Let it be known: somewhere out there as a post-grad, chivalry does exist!  Compared to a whirlwind life in college, where dating is muffled, chivalry is questionable and second dates are usually spent rolling around on a futon, post-grad life will give you hope.  Post-grad life will prove to you that men want to be chivalrous and they pride themselves on it.  Post-grad life will show us that boys really do want to find their manhood. Not that they never did during college — but they would probably rather try Four Loko and forget about the chick they made out with.  Although please keep note: I have not turned thirty.  I’ve turned twenty-three.  Guys are still out there who like to bump and grind against your leg and douche out with Mikes Hard Lemonade after a trip to LoserTown.

But on another positive note, to all of those struggling post-grad guys out there: props to you (if you’re doing the dating right with the some classic chivalry).  Chicks are noticing and it’s paying off.



  1. […] This post was mentioned on Twitter by Brittany Chaffee, Lisa Kelly. Lisa Kelly said: This Post-Grad Life: Chivalry Does Exist After College: OK, contrary to popular belief from my last posts, post-… […]

  2. Soon-to-be-graduated says:

    Good to hear it gets better in the real world! But where do you meet these knights in shining armor???

    1. Sarah says:

      I definitely met mine at a bar. I'm still in school but he's quite possibly the sweetest most chivalrous guy I've ever met. Opens doors, pulls chairs, the whole bit. Its great.

  3. Allie says:

    Well thank goodness!

  4. […] (The Frisky) Here’s one thing to look forward to post-college: chivalry in the dating scene. (College Candy) … More […]

  5. Tricia Hein says:

    It sorta makes sense. Both girls and guys go into college expecting to gain a lot of experience. By the time they graduate and have jobs, getting married and/or having a family become real goals, something to acheive within the next few years. Basically, after college we all grow up a little bit. Also, during college guys know that there are plenty of girls on their campus who are willing to accept drunken hook-ups and a lack of chivalry. Post-graduation, girls raise their standards, and I think guys feel like they have to compete with every other guy who is also stepping up their game.

  6. Abby says:

    Meet post-grads! I am an undergrad about the graduate and with a very chivalrous man. It's fabulous. :) He buys dinner, brings me flowers, opens doors and is a perfect gentleman. Good luck ladies!

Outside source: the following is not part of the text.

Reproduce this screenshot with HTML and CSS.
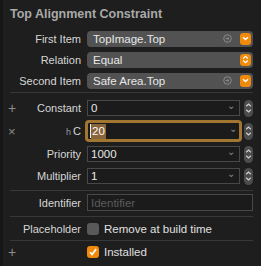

  7. […] The continuing debate surrounding chivalry: does it still exist? Or perhaps more pressingly, does it still exist after college? – College Candy […]

  8. michelle says:


  9. Masterson says:

    Wow, just wow. "Guys have no chivalry in college", yet "I smooched the cuties and lived like an unapologetic single girl in college!" Did you spot the contradiction? You blamed guys for their lack of chivalry, but would you accept them for blaming you for your lack of "virtue"? If you wanted to have fun in college, then say so. However, saying that was BECAUSE of how the college guys acted—that is bullshit, and you know it.

    Furthermore, a guy who pays for the full date is an idiot. Bad return for the investment. Over time, the guy will end up broke, just to provide free dinners to girls he barely knows. Only "nice guys" pull that shit, and they never get laid. (At least, not without providing a lot of free dinners and gifts!) Chivalry only works in the movies and romance novels. At least meet the guy halfway. Split the dinner tab, for starters.

    And see, this is the point of friction that pisses guys off. Women only want equality up to a certain point, but then after that, they want free dinners and gifts, and forgiveness for bursting into tears whenever they feel like it. It is either chivalry, or equality. You cannot have both.

    1. Jill says:

      Aww, you provided the free dinners and still didn't get laid, didn't you. Lame-o. Chivalry does exist (obviously not in you though) it exists in decent guys who don't think they are doing anything special in particular, just treating a woman respectfully cause hey, she agreed to go out with him. It's not like you are doing a girl a favour when you ask her out.

    2. Laura says:

      Your last lay gave you herpes, didn't she?

    3. Sarah says:

      I agree with the first part of your statement, however guys that buy dinners are not idiots. And if the guy is smart, he will not end up broke and yes, he does get laid. Furthermore, there have been times where I have offered to split the tab with certain guys, including the one I'm seeing now and they have flat out refused. Depending on how the man is raised, he prides himself in treating a lady as such and will not have her pay for anything because he feels that it makes him look bad/ungentlemanly. On top of all that, yes you can have equality and chivalry; chivalry is really nothing more than common decency and respect. Just because a man opens the door for a woman or pays for her meal or gives her gifts, it does not mean that she is unequal; she CAN open her doors, she CAN pay for her meals and she can buy her own things. In my opinion, it just shows that she is cared for and respected. She can still do sweet things for him…

  10. ken says:

    ^ thanks for clearing that up and backing the dudes up. It is so true welcome to the real world

  11. […] that on college campuses chivalry has a different definition than it did in the way back when, and a different definition than the one it has in the real world today, but I still think that underneath it all there should be a few unifying factors amongst the […]

  12. […] Experience this post-grad chivalry first hand. Dating doesn’t exactly exist in college. It’s more hook ups and breakups. […]

  13. […] imagined sipping wine that didn’t come in a box, having constant sophisticated chats about work, going on dreamy dates with prospective love interests, buying furniture and taking showers daily.  That was my theory.  I had it no other way.  I was […]

  14. AWR says:

    Expecting guys to let you have the last burrito at the cafe? Sounds like you're an entitled princess who wants to get spoiled. If I'm hungry at the bar and I'm in line for the last burrito, that baby is mine.